5) You had become my right hand (otherwise it's meaningless in English)

7 March 2008 23:49

turkishmiss
Number of messages: 2132
All edits done.
Thank you all.

10 March 2008 02:25

kafetzou
Number of messages: 7963
Why was this rejected? It was better than the one that was accepted.

CC: dramati

10 March 2008 11:35

dramati
Number of messages: 972
Once again, it is time to bring up our standards when translating poetry. If the poetry doesn't do justice to the original when translated into English it is an insult to the author. I feel that we should be much more careful when translating poetry...and that the English version should at least, at the very min., be enjoyable and readable. I am an author and if someone did this to my work I would be very upset. Unless the poem was sub-standard to begin with...and even then, why inflict it on English speakers? I am sure that the translation is probably correct...but it isn't acceptable as poetry. It is my call, but if there are objections, I will no longer touch translations that have been made from poetry.

10 March 2008 14:52

Tantine
Number of messages: 2747
Hi dramati

I hope I have misunderstood here, but you seem to be saying that Turkishmiss' translation of this poem is not up to standard? And at the same time you have accepted another tranlsation of this same text which in my opinion, (and kafetzou's - see above) was largely inferior to this one.

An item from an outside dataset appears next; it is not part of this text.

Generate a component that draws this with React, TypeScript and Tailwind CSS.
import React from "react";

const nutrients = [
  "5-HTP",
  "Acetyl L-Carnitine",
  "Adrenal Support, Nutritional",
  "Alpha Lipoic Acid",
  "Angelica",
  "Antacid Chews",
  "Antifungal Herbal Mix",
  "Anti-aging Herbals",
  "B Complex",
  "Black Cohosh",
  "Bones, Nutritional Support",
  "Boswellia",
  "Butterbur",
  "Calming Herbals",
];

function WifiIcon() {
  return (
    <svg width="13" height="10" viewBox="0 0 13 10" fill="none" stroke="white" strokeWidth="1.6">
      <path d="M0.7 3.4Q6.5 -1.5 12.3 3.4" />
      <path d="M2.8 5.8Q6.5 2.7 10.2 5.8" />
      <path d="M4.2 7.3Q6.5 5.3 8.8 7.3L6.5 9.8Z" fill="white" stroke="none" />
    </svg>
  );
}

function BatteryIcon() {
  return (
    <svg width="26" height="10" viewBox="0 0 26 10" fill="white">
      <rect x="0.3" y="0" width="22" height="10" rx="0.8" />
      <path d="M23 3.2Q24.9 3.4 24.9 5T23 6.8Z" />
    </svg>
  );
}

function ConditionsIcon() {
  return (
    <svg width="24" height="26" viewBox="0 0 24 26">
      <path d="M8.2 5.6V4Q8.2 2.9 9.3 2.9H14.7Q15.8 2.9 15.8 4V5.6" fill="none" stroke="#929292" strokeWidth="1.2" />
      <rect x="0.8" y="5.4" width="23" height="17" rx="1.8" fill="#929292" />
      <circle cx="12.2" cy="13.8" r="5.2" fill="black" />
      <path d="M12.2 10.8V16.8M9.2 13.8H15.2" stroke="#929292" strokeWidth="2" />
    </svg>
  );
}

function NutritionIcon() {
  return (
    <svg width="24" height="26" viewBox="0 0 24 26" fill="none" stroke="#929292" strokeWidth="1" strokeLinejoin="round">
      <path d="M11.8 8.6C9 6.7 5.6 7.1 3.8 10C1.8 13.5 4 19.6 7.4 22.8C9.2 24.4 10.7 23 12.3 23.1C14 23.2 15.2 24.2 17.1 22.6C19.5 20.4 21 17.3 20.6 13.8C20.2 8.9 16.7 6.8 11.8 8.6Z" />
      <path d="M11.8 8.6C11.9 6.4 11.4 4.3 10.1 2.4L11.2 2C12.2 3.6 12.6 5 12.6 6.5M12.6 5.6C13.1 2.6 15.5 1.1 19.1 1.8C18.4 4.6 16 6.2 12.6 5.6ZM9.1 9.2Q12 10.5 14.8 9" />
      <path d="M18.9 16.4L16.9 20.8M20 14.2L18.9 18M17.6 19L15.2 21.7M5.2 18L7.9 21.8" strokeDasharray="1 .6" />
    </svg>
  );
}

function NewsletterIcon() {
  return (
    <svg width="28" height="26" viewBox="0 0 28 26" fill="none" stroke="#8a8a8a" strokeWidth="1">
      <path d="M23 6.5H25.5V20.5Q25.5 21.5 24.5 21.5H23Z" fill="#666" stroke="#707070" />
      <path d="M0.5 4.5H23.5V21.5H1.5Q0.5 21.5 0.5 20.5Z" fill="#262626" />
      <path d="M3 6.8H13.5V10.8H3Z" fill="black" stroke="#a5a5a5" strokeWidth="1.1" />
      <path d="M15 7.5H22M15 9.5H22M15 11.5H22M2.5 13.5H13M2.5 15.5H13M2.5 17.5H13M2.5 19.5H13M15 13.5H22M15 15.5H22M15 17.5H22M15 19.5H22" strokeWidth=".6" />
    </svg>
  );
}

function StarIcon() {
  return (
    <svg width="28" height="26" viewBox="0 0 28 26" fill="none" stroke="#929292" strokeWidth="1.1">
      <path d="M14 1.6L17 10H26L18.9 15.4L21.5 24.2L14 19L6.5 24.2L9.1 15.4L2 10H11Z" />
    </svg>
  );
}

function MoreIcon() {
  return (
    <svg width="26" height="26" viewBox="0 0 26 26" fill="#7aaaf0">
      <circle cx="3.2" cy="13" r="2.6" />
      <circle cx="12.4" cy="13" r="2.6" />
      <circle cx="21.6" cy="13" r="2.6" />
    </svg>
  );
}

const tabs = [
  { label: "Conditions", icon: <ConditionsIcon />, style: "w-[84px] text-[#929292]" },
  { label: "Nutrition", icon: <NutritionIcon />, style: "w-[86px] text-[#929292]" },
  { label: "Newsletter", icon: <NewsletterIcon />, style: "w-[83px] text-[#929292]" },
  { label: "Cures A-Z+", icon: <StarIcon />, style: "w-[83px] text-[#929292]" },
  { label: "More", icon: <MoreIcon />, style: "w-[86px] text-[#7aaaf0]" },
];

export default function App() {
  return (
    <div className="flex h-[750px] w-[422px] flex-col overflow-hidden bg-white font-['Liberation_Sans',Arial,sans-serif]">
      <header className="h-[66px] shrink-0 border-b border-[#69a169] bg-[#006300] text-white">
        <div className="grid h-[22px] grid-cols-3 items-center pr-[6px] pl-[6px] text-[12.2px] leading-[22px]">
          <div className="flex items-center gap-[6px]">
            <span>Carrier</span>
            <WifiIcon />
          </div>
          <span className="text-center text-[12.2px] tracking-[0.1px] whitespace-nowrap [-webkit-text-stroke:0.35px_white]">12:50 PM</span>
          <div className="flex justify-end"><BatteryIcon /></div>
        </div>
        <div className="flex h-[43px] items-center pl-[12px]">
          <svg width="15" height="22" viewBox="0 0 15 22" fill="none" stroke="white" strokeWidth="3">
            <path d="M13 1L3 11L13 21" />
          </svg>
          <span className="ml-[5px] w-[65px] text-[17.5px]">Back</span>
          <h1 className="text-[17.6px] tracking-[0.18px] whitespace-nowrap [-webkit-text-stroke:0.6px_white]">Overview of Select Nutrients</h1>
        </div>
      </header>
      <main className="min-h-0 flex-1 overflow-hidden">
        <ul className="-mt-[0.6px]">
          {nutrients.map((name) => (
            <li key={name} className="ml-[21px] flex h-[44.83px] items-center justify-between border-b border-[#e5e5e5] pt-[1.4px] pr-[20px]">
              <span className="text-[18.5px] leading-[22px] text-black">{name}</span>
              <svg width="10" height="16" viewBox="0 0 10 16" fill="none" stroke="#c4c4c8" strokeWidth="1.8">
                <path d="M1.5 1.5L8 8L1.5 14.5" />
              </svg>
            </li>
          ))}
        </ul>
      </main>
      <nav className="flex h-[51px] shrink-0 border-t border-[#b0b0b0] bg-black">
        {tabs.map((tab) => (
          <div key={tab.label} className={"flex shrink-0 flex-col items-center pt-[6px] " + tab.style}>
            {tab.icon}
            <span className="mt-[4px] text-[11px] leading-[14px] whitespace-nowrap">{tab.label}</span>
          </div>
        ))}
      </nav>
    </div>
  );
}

You did exactly the same thing with another poem, translated by lilian, rejecting her very good work and accepting a translation that seemed (in my humble and personal opinion) less well turned.

In both cases you rejected the work without even explaining why.

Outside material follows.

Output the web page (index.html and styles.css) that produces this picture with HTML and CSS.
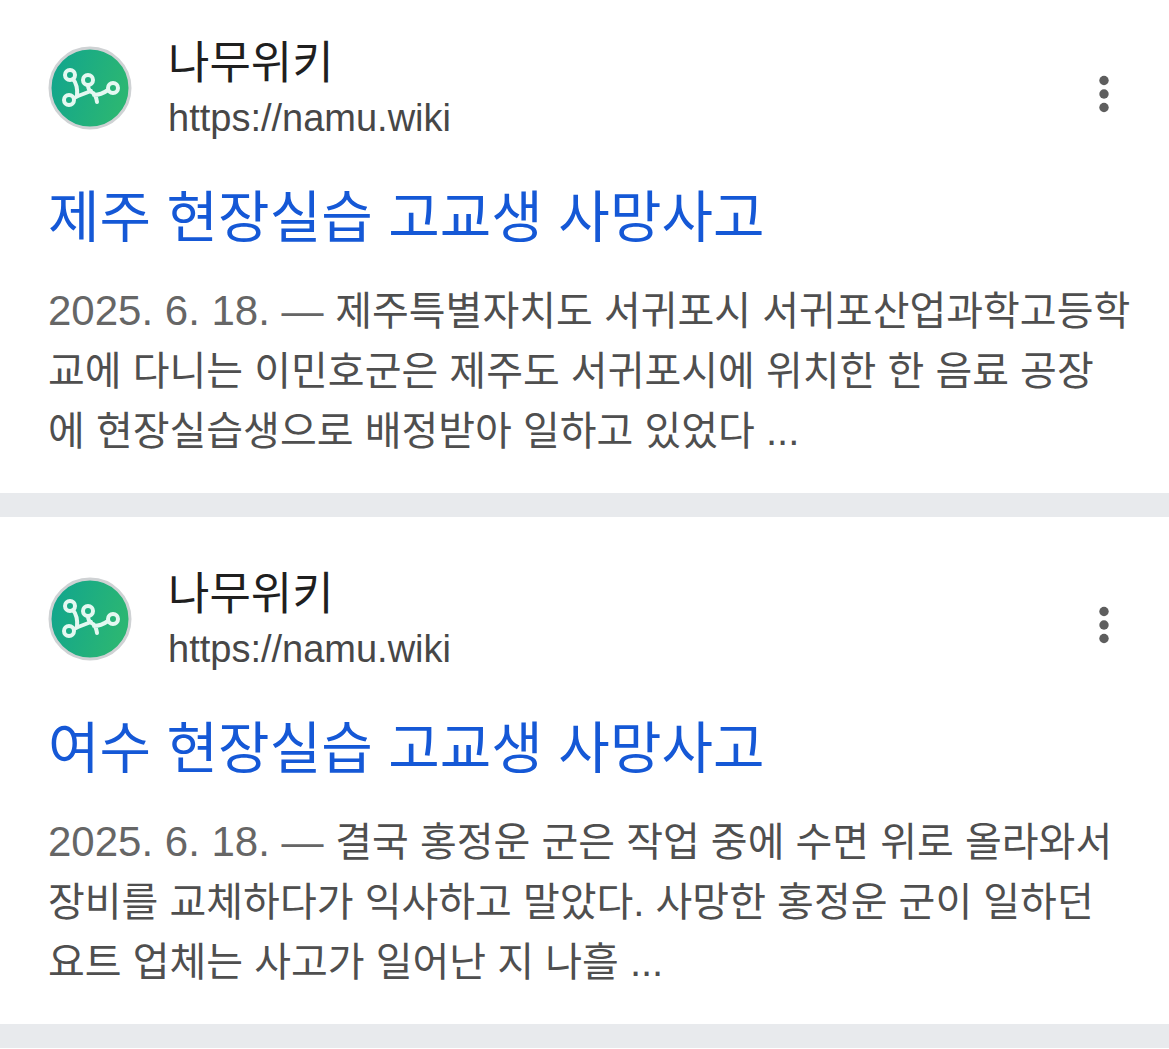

We are lucky that Turkishmiss is not susceptible, because your judgement here if someone did this to my work I would be very upset is not only unjustified, it is also harsh and somewhat rude on your behalf.

Bises
Tantine


10 March 2008 15:11

kafetzou
Number of messages: 7963
We are not judging literature here, David, we are judging translations. The second translation was not as accurate as the first one. The poetic merit is not the issue. Anyway, it's a song, not a poem.

And, as Ruth says, how do you justify accepting the other one? Was the literary merit somehow higher? What about it indicated that?

10 March 2008 21:36

cucumis
Number of messages: 3785
David, the reason why you rejected this one and accepted the other one is not yet very clear for me. But I can guess that maybe you thought the first one was not up to standard, and then, after the second one was submitted, you realized that we wouldn't get a much better translation than the first one. And you decide to accept the current one (the second one).

This is how I think we should deal with complex translations (songs, poetry etc..) :
If you see a good work (not perfect but a good starting point), let's discuss it with other experts (use the CC) and the translators to edit the translation and get the most accurate translation. Just my opinion.